Crisis magazine’s defense of a troubled and shrinking liberal seminary seems strangely out of character, and I hope it reflects a temporary lapse in judgment. The Pope has ordered a "serious" investigation of seminaries affiliated with the U.S. Church, with particular regard to dissent, homosexual cliques, and the abuse of psychological testing. Those who wish to cover up these crippling problems will no doubt brandish the Crisis article. That Crisis has been willing to do the dirty work for liberal Catholics reveals an astounding naïveté — and let’s hope we’ve seen the last of such gullibility.

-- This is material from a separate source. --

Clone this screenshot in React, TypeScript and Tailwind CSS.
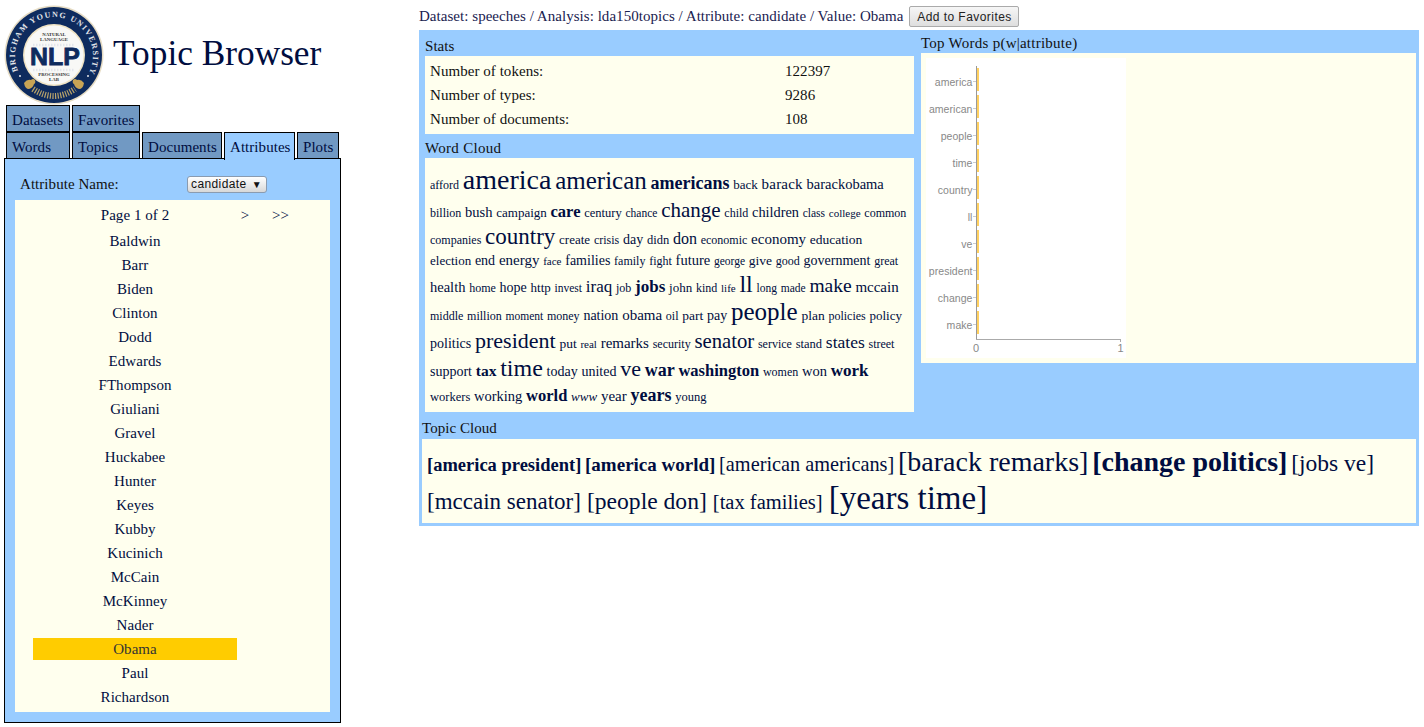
import React from "react";

type Item = [string, string];
const CLOUD: { h: string; words: Item[] }[] = [
  { h: "h-[30px]", words: [["afford","text-[12px]"],["america","text-[28px]"],["american","text-[25px]"],["americans","text-[18px] font-bold"],["back","text-[13px]"],["barack","text-[15px] tracking-[0.2px]"],["barackobama","text-[14.5px]"]] },
  { h: "h-[27px]", words: [["billion","text-[12px]"],["bush","text-[14.5px]"],["campaign","text-[13px]"],["care","text-[16.5px] font-bold"],["century","text-[12.5px]"],["chance","text-[11.5px]"],["change","text-[21px]"],["child","text-[12px]"],["children","text-[14.3px]"],["class","text-[11.5px]"],["college","text-[11px]"],["common","text-[12px]"]] },
  { h: "h-[23px]", words: [["companies","text-[12px]"],["country","text-[23px]"],["create","text-[13px]"],["crisis","text-[12px]"],["day","text-[14px]"],["didn","text-[12.5px]"],["don","text-[16px]"],["economic","text-[12px]"],["economy","text-[15px]"],["education","text-[13.5px]"]] },
  { h: "h-[24px]", words: [["election","text-[13px]"],["end","text-[14px]"],["energy","text-[15px]"],["face","text-[11px]"],["families","text-[14px]"],["family","text-[12px]"],["fight","text-[12px]"],["future","text-[14.5px]"],["george","text-[11.5px]"],["give","text-[13.5px]"],["good","text-[12px]"],["government","text-[14px]"],["great","text-[12px]"]] },
  { h: "h-[28px]", words: [["health","text-[14.5px]"],["home","text-[12px]"],["hope","text-[14px]"],["http","text-[13px]"],["invest","text-[11.5px]"],["iraq","text-[17px]"],["job","text-[12px]"],["jobs","text-[17px] font-bold"],["john","text-[13px]"],["kind","text-[12px]"],["life","text-[11px]"],["ll","text-[24px]"],["long","text-[11.5px]"],["made","text-[11.5px]"],["make","text-[19.5px]"],["mccain","text-[15px]"]] },
  { h: "h-[29px]", words: [["middle","text-[12px]"],["million","text-[12px]"],["moment","text-[11.5px]"],["money","text-[12px]"],["nation","text-[14px]"],["obama","text-[15px]"],["oil","text-[12px]"],["part","text-[13.5px]"],["pay","text-[14px]"],["people","text-[25px]"],["plan","text-[13.5px]"],["policies","text-[12px]"],["policy","text-[13px]"]] },
  { h: "h-[27px]", words: [["politics","text-[14px]"],["president","text-[22px]"],["put","text-[13.5px]"],["real","text-[11px]"],["remarks","text-[15px]"],["security","text-[12px]"],["senator","text-[20.7px]"],["service","text-[12px]"],["stand","text-[12.5px]"],["states","text-[17.5px]"],["street","text-[12px]"]] },
  { h: "h-[27px]", words: [["support","text-[14px]"],["tax","text-[15.5px] font-bold"],["time","text-[24px]"],["today","text-[14px]"],["united","text-[14px]"],["ve","text-[22px]"],["war","text-[18px] font-bold"],["washington","text-[16.5px] font-bold"],["women","text-[12px]"],["won","text-[14.5px]"],["work","text-[17px] font-bold"]] },
  { h: "h-[22px]", words: [["workers","text-[12.5px]"],["working","text-[14.5px]"],["world","text-[16.5px] font-bold"],["www","text-[13px] italic"],["year","text-[15px]"],["years","text-[18px] font-bold"],["young","text-[12.5px]"]] },
];
const TOPICS: { h: string; words: Item[] }[] = [
  { h: "h-[36px]", words: [["[america president]","text-[18.5px] font-bold"],["[america world]","text-[19px] font-bold"],["[american americans]","text-[20.3px]"],["[barack remarks]","text-[28px]"],["[change politics]","text-[28px] font-bold"],["[jobs ve]","text-[23.5px]"]] },
  { h: "h-[38px] text-[24px]", words: [["[mccain senator]","text-[23px]"],["[people don]","text-[23.6px]"],["[tax families]","text-[20.5px]"],["[years time]","text-[33px]"]] },
];
const names = ["Baldwin","Barr","Biden","Clinton","Dodd","Edwards","FThompson","Giuliani","Gravel","Huckabee","Hunter","Keyes","Kubby","Kucinich","McCain","McKinney","Nader","Obama","Paul","Richardson"];
const chart = ["america","american","people","time","country","ll","ve","president","change","make"];

function Tab({ label, w, active }: { label: string; w: string; active?: boolean }) {
  return (
    <div className={`${w} ${active ? "bg-[#99ccff] h-[28px] border-b-0 relative z-10" : "bg-[#7199c3] h-[27px]"} border border-black leading-[29px] pl-[5px]`}>
      {label}
    </div>
  );
}

function Lines({ lines }: { lines: { h: string; words: Item[] }[] }) {
  return (
    <>
      {lines.map((l, i) => (
        <div key={i} className={`${l.h} whitespace-nowrap`}>
          {l.words.map(([t, c]) => (
            <React.Fragment key={t}>
              <span className={c}>{t}</span>{" "}
            </React.Fragment>
          ))}
        </div>
      ))}
    </>
  );
}

function Logo() {
  const serif = "'Liberation Serif', serif";
  return (
    <svg width="102" height="100" viewBox="0 0 102 100" className="shrink-0">
      <circle cx="51" cy="50" r="49.5" fill="#e6dcc4" />
      <circle cx="51" cy="50" r="48" fill="#0e2b5e" />
      <circle cx="51" cy="50" r="31" fill="#efe3c4" />
      <circle cx="51" cy="50" r="29.5" fill="#f8f8f6" />
      <defs><path id="arc" d="M 15 66 A 39 39 0 1 1 87 66" /></defs>
      <text fontFamily={serif} fontSize="8" fontWeight="700" fill="#e4e6ea">
        <textPath href="#arc" textLength="155" lengthAdjust="spacing">BRIGHAM YOUNG UNIVERSITY</textPath>
      </text>
      <circle cx="17" cy="71" r="1" fill="#e4e6ea" />
      <circle cx="85" cy="71" r="1" fill="#e4e6ea" />
      <g stroke="#e3e6ec" strokeWidth="2.5" strokeDasharray="1.5 1.5" fill="none">
        <path d="M30 40 H72" />
        <path d="M30 65 H72" />
      </g>
      <text x="51" y="31" textAnchor="middle" fontFamily={serif} fontSize="4.8" fontWeight="700" fill="#333">NATURAL</text>
      <text x="51" y="36" textAnchor="middle" fontFamily={serif} fontSize="4.8" fontWeight="700" fill="#333">LANGUAGE</text>
      <text x="52" y="60" textAnchor="middle" fontFamily="'Liberation Sans', sans-serif" fontSize="24" fontWeight="700" fill="#0e2b5e" stroke="#0e2b5e" strokeWidth="0.8" textLength="50" lengthAdjust="spacingAndGlyphs">NLP</text>
      <text x="51" y="71" textAnchor="middle" fontFamily={serif} fontSize="4.8" fontWeight="700" fill="#333">PROCESSING</text>
      <text x="51" y="76" textAnchor="middle" fontFamily={serif} fontSize="4.8" fontWeight="700" fill="#333">LAB</text>
      <path d="M21 78 q3 -4 7 -3 q2 -2 4 0 q1 3 -1 4 q-1 4 -5 5 q-4 0 -5 -6z" fill="#c8a455" />
      <path d="M81 78 q-3 -4 -7 -3 q-2 -2 -4 0 q-1 3 1 4 q1 4 5 5 q4 0 5 -6z" fill="#c8a455" />
      <path d="M30 84 q21 14 42 0" fill="none" stroke="#b9a36a" strokeWidth="6" strokeDasharray="1.2 1.4" />
    </svg>
  );
}

function Chart() {
  const sans = "'Liberation Sans', sans-serif";
  return (
    <svg width="200" height="300" viewBox="0 0 200 300" className="bg-white block">
      <line x1="50.5" y1="8" x2="50.5" y2="281" stroke="#999" />
      <line x1="50" y1="281.5" x2="195" y2="281.5" stroke="#aaa" />
      <line x1="194.5" y1="281" x2="194.5" y2="284" stroke="#aaa" />
      {chart.map((c, i) => (
        <g key={c}>
          <rect x="51" y={10 + i * 27} width="2" height="23" fill="#ffd060" />
          <line x1="47" x2="50" y1={23.5 + i * 27} y2={23.5 + i * 27} stroke="#ccc" />
          <text x="46.5" y={28 + i * 27} textAnchor="end" fontFamily={sans} fontSize="10.5" fill="#888">{c}</text>
        </g>
      ))}
      <text x="50" y="294" textAnchor="middle" fontFamily={sans} fontSize="11" fill="#888">0</text>
      <text x="194.5" y="294" textAnchor="middle" fontFamily={sans} fontSize="11" fill="#888">1</text>
    </svg>
  );
}

export default function App() {
  return (
    <div className="flex w-[1424px] h-[727px] overflow-hidden bg-white text-[#000d40] font-['Liberation_Serif',serif] text-[15px] tracking-[0.05px]">
      <div className="w-[419px] shrink-0 pl-[4px]">
        <div className="flex items-start h-[105px]">
          <div className="-ml-[1px] mt-[5px]"><Logo /></div>
          <div className="text-[35.3px] tracking-normal ml-[8px] mt-[31px] leading-[46px]">Topic Browser</div>
        </div>
        <div className="flex gap-[2px] pl-[2px]">
          <Tab label="Datasets" w="w-[64px]" />
          <Tab label="Favorites" w="w-[68px]" />
        </div>
        <div className="flex gap-[2px] pl-[2px]">
          <Tab label="Words" w="w-[64px]" />
          <Tab label="Topics" w="w-[68px]" />
          <Tab label="Documents" w="w-[80px]" />
          <Tab label="Attributes" w="w-[71px]" active />
          <Tab label="Plots" w="w-[42px]" />
        </div>
        <div className="w-[337px] h-[565px] -mt-[2px] border border-black bg-[#99ccff] px-[10px] pt-[16px]">
          <div className="flex items-center h-[19px] mb-[6px] pl-[5px]">
            <span className="w-[167px] text-[#111]">Attribute Name:</span>
            <div className="w-[80px] h-[17px] rounded-[3px] border border-[#8a9bb0] bg-gradient-to-b from-white to-[#d8d8d8] font-['Liberation_Sans',sans-serif] text-[12px] leading-[15px] text-[#111] pl-[3px] tracking-[0.4px] flex justify-between pr-[4px]">
              <span>candidate</span><span className="text-[10px]">▼</span>
            </div>
          </div>
          <div className="w-[315px] h-[512px] bg-[#ffffee]">
            <div className="flex h-[30px] items-center">
              <span className="w-[240px] text-center">Page 1 of 2</span>
              <span className="w-[20px] text-center -ml-[20px]">&gt;</span>
              <span className="ml-[17px]">&gt;&gt;</span>
            </div>
            {names.map((n) => (
              <div key={n} className="ml-[18px] w-[204px] h-[24px]">
                <div className={`h-[22px] text-center leading-[22px] ${n === "Obama" ? "bg-[#ffcc00] text-[#333]" : ""}`}>{n}</div>
              </div>
            ))}
          </div>
        </div>
      </div>
      <div className="w-[1000px] shrink-0">
        <div className="flex items-center h-[30px] pt-[2px] text-[#1a2250]">
          <span className="tracking-[0.04px]">Dataset: speeches / Analysis: lda150topics / Attribute: candidate / Value: Obama</span>
          <div className="ml-[6px] w-[110px] h-[21px] rounded-[2px] border border-[#aaa] bg-gradient-to-b from-[#f6f6f6] to-[#dedede] font-['Liberation_Sans',sans-serif] text-[12px] leading-[20px] text-center text-[#222] tracking-[0.45px]">Add to Favorites</div>
        </div>
        <div className="h-[496px] bg-[#99ccff] flex flex-col">
          <div className="flex h-[382px]">
            <div className="w-[489px] ml-[6px]">
              <div className="h-[26px] pt-[8px] leading-[16px] text-[#111]">Stats</div>
              <div className="h-[78px] bg-[#ffffee] pl-[5px] text-[#111] pt-[3px]">
                {[["Number of tokens:","122397"],["Number of types:","9286"],["Number of documents:","108"]].map(([a,b]) => (
                  <div key={a} className="flex h-[24px] leading-[24px]"><span className="w-[355px]">{a}</span><span>{b}</span></div>
                ))}
              </div>
              <div className="h-[24px] pt-[5px] leading-[18px] text-[#111] tracking-[0.3px]">Word Cloud</div>
              <div className="h-[254px] bg-[#ffffee] px-[5px] pt-[12px] leading-[20px] tracking-normal">
                <Lines lines={CLOUD} />
              </div>
            </div>
            <div className="w-[495px] ml-[7px]">
              <div className="h-[23px] text-[#111] leading-[26px] tracking-[0.25px]">Top Words p(w|attribute)</div>
              <div className="h-[310px] bg-[#ffffee] px-[5px] pt-[5px]"><Chart /></div>
            </div>
          </div>
          <div className="h-[27px] ml-[3px] pt-[7px] leading-[18px] text-[#111]">Topic Cloud</div>
          <div className="h-[84px] mx-[3px] bg-[#ffffee] px-[5px] pt-[13px] leading-[20px] tracking-normal">
            <Lines lines={TOPICS} />
          </div>
        </div>
      </div>
    </div>
  );
}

But the hit piece by Sandra Miesel (in the same month that this article by Michael Rose was run in NOR) shows that we have not "seen the last of such gullibility." Apparently Crisis has set itself up as hit man against those on the right who step out of line. As Michael Rose says, "Those who dare go against the status quo are singled out for particularly harsh treatment and persecuted to no end. The stock tactic is to discredit the source by calling him psychologically unfit." This sounds exactly like the same tecnique used in the Sandra Miesel article. It will be a long time before they lose the reputation as being the supposedly "conservative" Catholic magazine that in the words of Michael Rose is "willing to do the dirty work for liberal Catholics."